§ **STATED GOAL**: Reproduce the listing below in full and without alteration, apart from its pictures.

§ **DATA LINES**:
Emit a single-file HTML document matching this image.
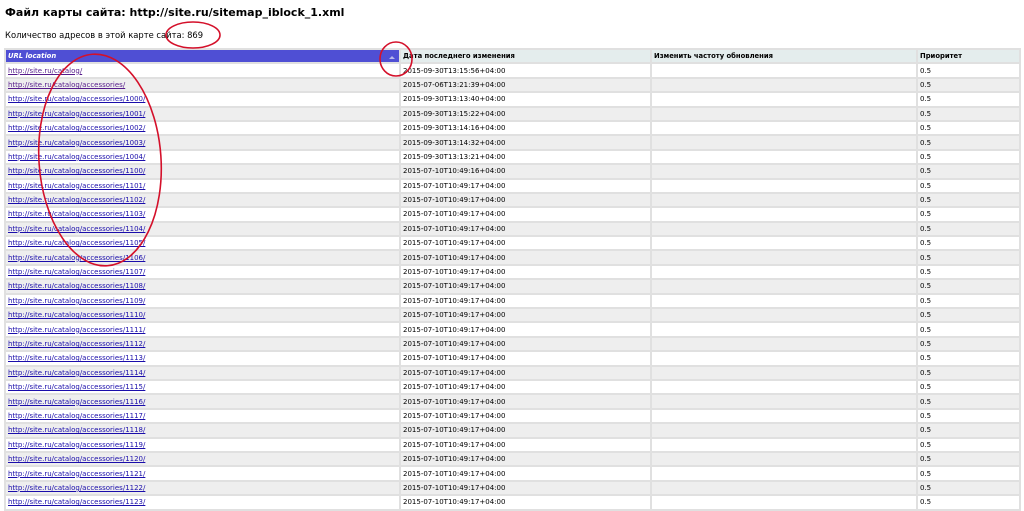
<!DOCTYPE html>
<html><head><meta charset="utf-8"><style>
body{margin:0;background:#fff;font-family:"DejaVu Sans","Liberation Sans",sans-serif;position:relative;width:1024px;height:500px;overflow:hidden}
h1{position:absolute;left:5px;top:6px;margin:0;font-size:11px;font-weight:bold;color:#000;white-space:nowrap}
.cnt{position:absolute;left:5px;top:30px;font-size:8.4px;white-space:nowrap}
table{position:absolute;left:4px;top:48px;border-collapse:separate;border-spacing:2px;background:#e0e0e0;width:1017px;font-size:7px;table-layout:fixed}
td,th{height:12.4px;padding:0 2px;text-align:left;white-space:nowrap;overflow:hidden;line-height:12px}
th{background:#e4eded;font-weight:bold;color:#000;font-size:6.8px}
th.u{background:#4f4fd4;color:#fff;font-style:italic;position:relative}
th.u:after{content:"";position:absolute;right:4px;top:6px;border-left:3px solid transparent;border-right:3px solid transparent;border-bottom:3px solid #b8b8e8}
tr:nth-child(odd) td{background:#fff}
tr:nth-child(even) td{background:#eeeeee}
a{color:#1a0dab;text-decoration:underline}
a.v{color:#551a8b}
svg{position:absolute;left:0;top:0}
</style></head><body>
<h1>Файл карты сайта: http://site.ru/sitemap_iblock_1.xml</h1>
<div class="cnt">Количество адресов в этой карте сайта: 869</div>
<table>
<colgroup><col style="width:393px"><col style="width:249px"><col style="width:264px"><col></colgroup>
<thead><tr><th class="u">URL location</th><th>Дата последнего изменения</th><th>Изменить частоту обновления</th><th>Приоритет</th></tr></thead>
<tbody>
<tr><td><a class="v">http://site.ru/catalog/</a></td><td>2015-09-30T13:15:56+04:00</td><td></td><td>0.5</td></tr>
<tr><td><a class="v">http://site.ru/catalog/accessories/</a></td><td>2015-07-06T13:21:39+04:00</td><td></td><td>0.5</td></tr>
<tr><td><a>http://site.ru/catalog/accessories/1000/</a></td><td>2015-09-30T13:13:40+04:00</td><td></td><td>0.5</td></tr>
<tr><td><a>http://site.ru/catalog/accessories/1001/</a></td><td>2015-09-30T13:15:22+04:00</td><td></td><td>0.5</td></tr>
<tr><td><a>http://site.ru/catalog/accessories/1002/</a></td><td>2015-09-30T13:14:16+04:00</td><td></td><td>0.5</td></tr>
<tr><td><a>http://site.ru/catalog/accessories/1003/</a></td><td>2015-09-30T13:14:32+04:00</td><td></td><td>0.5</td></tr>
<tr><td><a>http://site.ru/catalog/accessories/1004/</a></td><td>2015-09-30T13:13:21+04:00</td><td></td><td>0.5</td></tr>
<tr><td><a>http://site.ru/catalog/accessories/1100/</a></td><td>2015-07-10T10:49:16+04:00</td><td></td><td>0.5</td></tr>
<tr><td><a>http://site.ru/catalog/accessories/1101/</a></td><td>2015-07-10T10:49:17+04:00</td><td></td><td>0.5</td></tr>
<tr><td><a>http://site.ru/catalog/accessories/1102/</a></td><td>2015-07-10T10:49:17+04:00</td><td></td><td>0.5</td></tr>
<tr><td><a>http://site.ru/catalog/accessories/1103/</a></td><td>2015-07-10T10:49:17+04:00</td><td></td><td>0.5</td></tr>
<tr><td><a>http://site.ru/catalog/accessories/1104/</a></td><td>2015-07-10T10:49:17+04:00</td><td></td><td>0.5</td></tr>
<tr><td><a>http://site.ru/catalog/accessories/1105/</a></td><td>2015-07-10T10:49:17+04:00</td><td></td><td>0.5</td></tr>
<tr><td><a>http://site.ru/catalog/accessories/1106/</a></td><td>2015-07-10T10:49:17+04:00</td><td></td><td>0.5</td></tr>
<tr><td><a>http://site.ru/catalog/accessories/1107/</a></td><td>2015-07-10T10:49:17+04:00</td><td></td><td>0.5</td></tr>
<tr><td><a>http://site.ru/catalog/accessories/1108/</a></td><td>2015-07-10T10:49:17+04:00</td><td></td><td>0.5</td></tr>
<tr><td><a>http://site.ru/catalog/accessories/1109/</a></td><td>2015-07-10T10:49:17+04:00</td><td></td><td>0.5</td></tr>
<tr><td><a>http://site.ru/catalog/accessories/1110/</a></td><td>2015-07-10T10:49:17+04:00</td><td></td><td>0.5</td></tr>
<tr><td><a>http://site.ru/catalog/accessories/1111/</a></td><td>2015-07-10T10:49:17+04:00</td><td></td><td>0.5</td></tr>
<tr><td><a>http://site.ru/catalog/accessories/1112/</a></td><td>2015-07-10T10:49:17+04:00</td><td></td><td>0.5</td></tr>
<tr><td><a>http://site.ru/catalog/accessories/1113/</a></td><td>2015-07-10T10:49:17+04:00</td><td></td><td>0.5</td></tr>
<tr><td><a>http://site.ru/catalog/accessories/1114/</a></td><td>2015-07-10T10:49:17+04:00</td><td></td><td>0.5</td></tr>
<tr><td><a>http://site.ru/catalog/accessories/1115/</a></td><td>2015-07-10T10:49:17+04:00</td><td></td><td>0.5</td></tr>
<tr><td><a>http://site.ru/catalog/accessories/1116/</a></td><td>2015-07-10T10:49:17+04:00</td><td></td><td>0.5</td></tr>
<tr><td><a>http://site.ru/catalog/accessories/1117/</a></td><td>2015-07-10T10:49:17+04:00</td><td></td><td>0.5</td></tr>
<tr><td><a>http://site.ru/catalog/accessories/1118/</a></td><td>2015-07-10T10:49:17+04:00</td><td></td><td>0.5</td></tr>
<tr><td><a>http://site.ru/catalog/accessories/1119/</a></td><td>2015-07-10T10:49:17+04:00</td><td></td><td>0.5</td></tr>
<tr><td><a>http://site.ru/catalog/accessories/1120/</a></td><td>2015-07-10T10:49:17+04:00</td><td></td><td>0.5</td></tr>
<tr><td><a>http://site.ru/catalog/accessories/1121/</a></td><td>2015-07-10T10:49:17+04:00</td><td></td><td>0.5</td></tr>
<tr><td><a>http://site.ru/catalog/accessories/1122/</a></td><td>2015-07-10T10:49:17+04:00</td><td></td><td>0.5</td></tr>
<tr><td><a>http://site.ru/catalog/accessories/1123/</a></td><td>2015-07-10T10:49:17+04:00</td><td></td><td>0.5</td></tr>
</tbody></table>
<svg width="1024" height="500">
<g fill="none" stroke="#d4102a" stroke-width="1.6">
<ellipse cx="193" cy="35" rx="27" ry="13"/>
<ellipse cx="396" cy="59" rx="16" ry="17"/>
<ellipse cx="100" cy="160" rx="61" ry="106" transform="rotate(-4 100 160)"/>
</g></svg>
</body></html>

§ **RESULT OF THIS EXERCISE**:
Emit a single-file HTML document matching this image.
<!DOCTYPE html>
<html><head><meta charset="utf-8"><style>
body{margin:0;background:#fff;font-family:"DejaVu Sans","Liberation Sans",sans-serif;position:relative;width:1024px;height:500px;overflow:hidden}
h1{position:absolute;left:5px;top:6px;margin:0;font-size:11px;font-weight:bold;color:#000;white-space:nowrap}
.cnt{position:absolute;left:5px;top:30px;font-size:8.4px;white-space:nowrap}
table{position:absolute;left:4px;top:48px;border-collapse:separate;border-spacing:2px;background:#e0e0e0;width:1017px;font-size:7px;table-layout:fixed}
td,th{height:12.4px;padding:0 2px;text-align:left;white-space:nowrap;overflow:hidden;line-height:12px}
th{background:#e4eded;font-weight:bold;color:#000;font-size:6.8px}
th.u{background:#4f4fd4;color:#fff;font-style:italic;position:relative}
th.u:after{content:"";position:absolute;right:4px;top:6px;border-left:3px solid transparent;border-right:3px solid transparent;border-bottom:3px solid #b8b8e8}
tr:nth-child(odd) td{background:#fff}
tr:nth-child(even) td{background:#eeeeee}
a{color:#1a0dab;text-decoration:underline}
a.v{color:#551a8b}
svg{position:absolute;left:0;top:0}
</style></head><body>
<h1>Файл карты сайта: http://site.ru/sitemap_iblock_1.xml</h1>
<div class="cnt">Количество адресов в этой карте сайта: 869</div>
<table>
<colgroup><col style="width:393px"><col style="width:249px"><col style="width:264px"><col></colgroup>
<thead><tr><th class="u">URL location</th><th>Дата последнего изменения</th><th>Изменить частоту обновления</th><th>Приоритет</th></tr></thead>
<tbody>
<tr><td><a class="v">http://site.ru/catalog/</a></td><td>2015-09-30T13:15:56+04:00</td><td></td><td>0.5</td></tr>
<tr><td><a class="v">http://site.ru/catalog/accessories/</a></td><td>2015-07-06T13:21:39+04:00</td><td></td><td>0.5</td></tr>
<tr><td><a>http://site.ru/catalog/accessories/1000/</a></td><td>2015-09-30T13:13:40+04:00</td><td></td><td>0.5</td></tr>
<tr><td><a>http://site.ru/catalog/accessories/1001/</a></td><td>2015-09-30T13:15:22+04:00</td><td></td><td>0.5</td></tr>
<tr><td><a>http://site.ru/catalog/accessories/1002/</a></td><td>2015-09-30T13:14:16+04:00</td><td></td><td>0.5</td></tr>
<tr><td><a>http://site.ru/catalog/accessories/1003/</a></td><td>2015-09-30T13:14:32+04:00</td><td></td><td>0.5</td></tr>
<tr><td><a>http://site.ru/catalog/accessories/1004/</a></td><td>2015-09-30T13:13:21+04:00</td><td></td><td>0.5</td></tr>
<tr><td><a>http://site.ru/catalog/accessories/1100/</a></td><td>2015-07-10T10:49:16+04:00</td><td></td><td>0.5</td></tr>
<tr><td><a>http://site.ru/catalog/accessories/1101/</a></td><td>2015-07-10T10:49:17+04:00</td><td></td><td>0.5</td></tr>
<tr><td><a>http://site.ru/catalog/accessories/1102/</a></td><td>2015-07-10T10:49:17+04:00</td><td></td><td>0.5</td></tr>
<tr><td><a>http://site.ru/catalog/accessories/1103/</a></td><td>2015-07-10T10:49:17+04:00</td><td></td><td>0.5</td></tr>
<tr><td><a>http://site.ru/catalog/accessories/1104/</a></td><td>2015-07-10T10:49:17+04:00</td><td></td><td>0.5</td></tr>
<tr><td><a>http://site.ru/catalog/accessories/1105/</a></td><td>2015-07-10T10:49:17+04:00</td><td></td><td>0.5</td></tr>
<tr><td><a>http://site.ru/catalog/accessories/1106/</a></td><td>2015-07-10T10:49:17+04:00</td><td></td><td>0.5</td></tr>
<tr><td><a>http://site.ru/catalog/accessories/1107/</a></td><td>2015-07-10T10:49:17+04:00</td><td></td><td>0.5</td></tr>
<tr><td><a>http://site.ru/catalog/accessories/1108/</a></td><td>2015-07-10T10:49:17+04:00</td><td></td><td>0.5</td></tr>
<tr><td><a>http://site.ru/catalog/accessories/1109/</a></td><td>2015-07-10T10:49:17+04:00</td><td></td><td>0.5</td></tr>
<tr><td><a>http://site.ru/catalog/accessories/1110/</a></td><td>2015-07-10T10:49:17+04:00</td><td></td><td>0.5</td></tr>
<tr><td><a>http://site.ru/catalog/accessories/1111/</a></td><td>2015-07-10T10:49:17+04:00</td><td></td><td>0.5</td></tr>
<tr><td><a>http://site.ru/catalog/accessories/1112/</a></td><td>2015-07-10T10:49:17+04:00</td><td></td><td>0.5</td></tr>
<tr><td><a>http://site.ru/catalog/accessories/1113/</a></td><td>2015-07-10T10:49:17+04:00</td><td></td><td>0.5</td></tr>
<tr><td><a>http://site.ru/catalog/accessories/1114/</a></td><td>2015-07-10T10:49:17+04:00</td><td></td><td>0.5</td></tr>
<tr><td><a>http://site.ru/catalog/accessories/1115/</a></td><td>2015-07-10T10:49:17+04:00</td><td></td><td>0.5</td></tr>
<tr><td><a>http://site.ru/catalog/accessories/1116/</a></td><td>2015-07-10T10:49:17+04:00</td><td></td><td>0.5</td></tr>
<tr><td><a>http://site.ru/catalog/accessories/1117/</a></td><td>2015-07-10T10:49:17+04:00</td><td></td><td>0.5</td></tr>
<tr><td><a>http://site.ru/catalog/accessories/1118/</a></td><td>2015-07-10T10:49:17+04:00</td><td></td><td>0.5</td></tr>
<tr><td><a>http://site.ru/catalog/accessories/1119/</a></td><td>2015-07-10T10:49:17+04:00</td><td></td><td>0.5</td></tr>
<tr><td><a>http://site.ru/catalog/accessories/1120/</a></td><td>2015-07-10T10:49:17+04:00</td><td></td><td>0.5</td></tr>
<tr><td><a>http://site.ru/catalog/accessories/1121/</a></td><td>2015-07-10T10:49:17+04:00</td><td></td><td>0.5</td></tr>
<tr><td><a>http://site.ru/catalog/accessories/1122/</a></td><td>2015-07-10T10:49:17+04:00</td><td></td><td>0.5</td></tr>
<tr><td><a>http://site.ru/catalog/accessories/1123/</a></td><td>2015-07-10T10:49:17+04:00</td><td></td><td>0.5</td></tr>
</tbody></table>
<svg width="1024" height="500">
<g fill="none" stroke="#d4102a" stroke-width="1.6">
<ellipse cx="193" cy="35" rx="27" ry="13"/>
<ellipse cx="396" cy="59" rx="16" ry="17"/>
<ellipse cx="100" cy="160" rx="61" ry="106" transform="rotate(-4 100 160)"/>
</g></svg>
</body></html>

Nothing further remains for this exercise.